NOTE: I did find this set of kill() calls somewhere in bootadm or halt for OpenSolaris SXCE back in the day, but I can't pinpoint it now in illumos sources. Perhaps this part of the problem has been resolved - then this bugreport is to track that the solution remains in place, and forced killers are not added back to ruin this solution.
Now, in order to integrate illumos-derived OSes with graceful UPS shutdowns, including the scenario outlined above, the optional loop to gracefully halt the services and local zones (see also bug #2594), and fast-reboot the GZ after a timeout if the system is still powered up then, should be implemented in halt and/or bootadm, perhaps with a special command-line switch to go along this codepath (perhaps including the timeout length before a reboot). This call to halt-and-reboot would be used from "upsmon" shutdown handler, and might be used to integrate alternate power-cycle management solutions other than NUT.
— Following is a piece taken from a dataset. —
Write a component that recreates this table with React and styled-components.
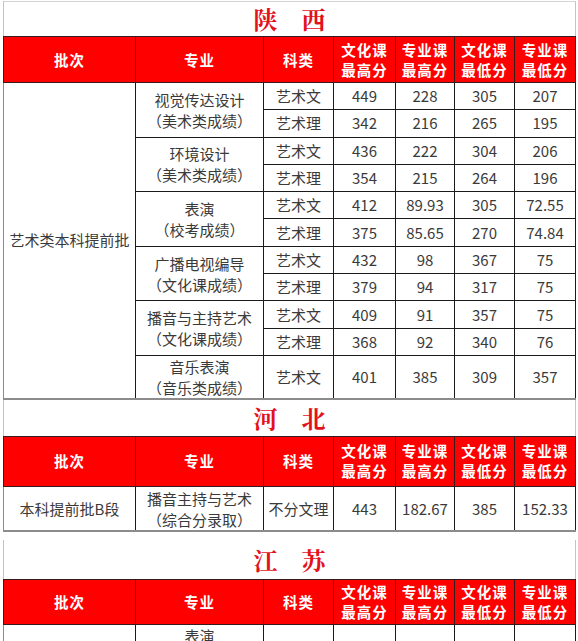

Updated by Jim Klimov over 11 years ago
It is also important to know that particular UPS deployments can have different shutdown routines than the two discussed above - powering the server off (init 5), or halting and rebooting after a timeout (new proposed feature).
For example, when using managed UPSes which support poweroff/reboot commands, the master box might want to shutdown last by calling the correct UPS driver's appropriate command. For this to be feasible, the "/usr" filesystem must likely be mounted at least read-only (or a statically built copy of needed drivers must be available in rootfs like in "/sbin"), and likely the shutdown logic should be implementable as a (shell) script which would be called from halt itself, or as an SMF/milestone stop method (with some guarantee that its child processes are not killed by halt).
Also note that the new shutdown modes (i.e. "halt, timeout, reboot" routine) if implemented, might warrant new "uadmin" actions, probably in the AF_REBOOT family with an optional integer timeout argument, and appropriate manpage updates.